Il suffit à Washington que l’Union européenne (UE) soit sous-traitée pour faire un travail de titillement contre la Russie, l’oncle Sam soutenant l’offensive depuis l’arrière, comme Obama le fit en Libye. C’est la seule explication de l’empressement des proches de Biden à voir l’Union européenne, l’Union africaine et la RDC se retourner contre la Chine et dans une moindre mesure la Russie.
La règle dite de Mackinder voudrait qu’il ne faille jamais laisser le «heartland» s’unir. La Chine, la Russie et l’Iran doivent, selon cette règle, être isolées les unes des autres, puis divisées par une «triangulation», selon une formule chère à Henry Kissinger.
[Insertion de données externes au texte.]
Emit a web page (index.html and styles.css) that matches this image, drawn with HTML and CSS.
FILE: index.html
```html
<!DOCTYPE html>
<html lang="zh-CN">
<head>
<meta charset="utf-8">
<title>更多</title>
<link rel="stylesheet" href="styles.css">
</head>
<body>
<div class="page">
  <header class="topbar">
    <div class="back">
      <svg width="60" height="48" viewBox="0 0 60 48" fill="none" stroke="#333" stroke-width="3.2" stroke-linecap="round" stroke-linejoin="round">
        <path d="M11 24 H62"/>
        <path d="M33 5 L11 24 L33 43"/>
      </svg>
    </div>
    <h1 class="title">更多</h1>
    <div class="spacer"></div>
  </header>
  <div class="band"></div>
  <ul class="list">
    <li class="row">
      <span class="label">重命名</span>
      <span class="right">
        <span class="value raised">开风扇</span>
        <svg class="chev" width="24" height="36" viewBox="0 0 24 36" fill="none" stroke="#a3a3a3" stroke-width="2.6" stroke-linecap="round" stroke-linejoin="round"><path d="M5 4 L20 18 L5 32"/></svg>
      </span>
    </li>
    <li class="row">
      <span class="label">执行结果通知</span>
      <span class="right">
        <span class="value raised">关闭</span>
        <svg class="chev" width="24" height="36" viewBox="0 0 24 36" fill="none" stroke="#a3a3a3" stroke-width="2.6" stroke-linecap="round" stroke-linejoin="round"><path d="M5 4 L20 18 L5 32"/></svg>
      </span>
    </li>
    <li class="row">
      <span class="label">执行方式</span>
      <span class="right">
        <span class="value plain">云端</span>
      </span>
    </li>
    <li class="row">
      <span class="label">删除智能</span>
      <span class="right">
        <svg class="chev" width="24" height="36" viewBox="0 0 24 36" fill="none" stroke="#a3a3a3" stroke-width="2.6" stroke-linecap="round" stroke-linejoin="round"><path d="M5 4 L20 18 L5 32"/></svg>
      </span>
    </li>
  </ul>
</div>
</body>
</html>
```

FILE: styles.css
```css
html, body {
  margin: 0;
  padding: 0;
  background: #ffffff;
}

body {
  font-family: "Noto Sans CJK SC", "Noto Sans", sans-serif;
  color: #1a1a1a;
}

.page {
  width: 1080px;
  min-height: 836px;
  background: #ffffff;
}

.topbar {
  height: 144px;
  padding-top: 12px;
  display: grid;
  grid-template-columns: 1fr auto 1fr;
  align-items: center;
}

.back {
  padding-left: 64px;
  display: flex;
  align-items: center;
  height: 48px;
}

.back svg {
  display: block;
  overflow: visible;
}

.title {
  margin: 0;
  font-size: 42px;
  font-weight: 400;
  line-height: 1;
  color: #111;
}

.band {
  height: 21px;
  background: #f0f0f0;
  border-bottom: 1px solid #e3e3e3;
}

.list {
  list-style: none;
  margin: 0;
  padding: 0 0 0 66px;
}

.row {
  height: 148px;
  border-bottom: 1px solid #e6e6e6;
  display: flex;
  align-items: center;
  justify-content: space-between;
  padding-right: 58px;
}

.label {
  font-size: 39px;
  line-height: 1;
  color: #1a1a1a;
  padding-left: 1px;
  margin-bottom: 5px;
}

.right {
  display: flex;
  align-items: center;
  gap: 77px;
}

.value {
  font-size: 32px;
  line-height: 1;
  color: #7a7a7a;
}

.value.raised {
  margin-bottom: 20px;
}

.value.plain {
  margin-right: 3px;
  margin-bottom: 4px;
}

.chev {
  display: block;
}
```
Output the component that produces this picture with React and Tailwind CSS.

D’abord, c’était l’Afghanistan qui devait être le «bourbier» dans lequel la Russie (alors URSS) devait s’embourber, puis la Syrie. Maintenant c’est l’Ukraine qui est censée maintenir la Russie sous pression.
Un os à ronger lancé à Moscou pendant que les États-Unis se concentrent sur la Chine.
Quoiqu’on en dise, bien que sérieusement critiqués par la Banque Mondiale et l’ITIE (Initiative Internationale pour la Transparence dans les Industries Extractives) ainsi que de l’opinion interne, qui y voyaient un marché de dupes au détriment de l’Etat congolais, les fameux «contrats chinois» (mines contre infrastructures) négociés sous la houlette de Kabila par le duo Pierre Lumbi – Augustin Katumba ont été validés par la RDC.
Des sources renseignent que la partie chinoise n’a pas tenu toutes ses promesses notamment celles de mener à leur terme les chantiers des infrastructures congolaises. Pire, le pays s’est retrouvé en 2019 avec un supplément de dette de 2,56 milliards USD, représentant 40% de sa dette extérieure globale.
La meilleure solution serait que Pékin et Kinshasa signent un nouveau partenariat, sous le label de la «Nouvelle route de la soie» de Xi Jinping dont l’objectif serait l’aménagement en RDC d’infrastructures transnationales appelées à booster son économie et à favoriser son intégration économique harmonieuse en Afrique. Il faudrait à cet égard éviter de faire le lit des ‘‘effets collatéraux’’ dans la guerre mondiale de leadership entre la Chine, les USA et l’Europe.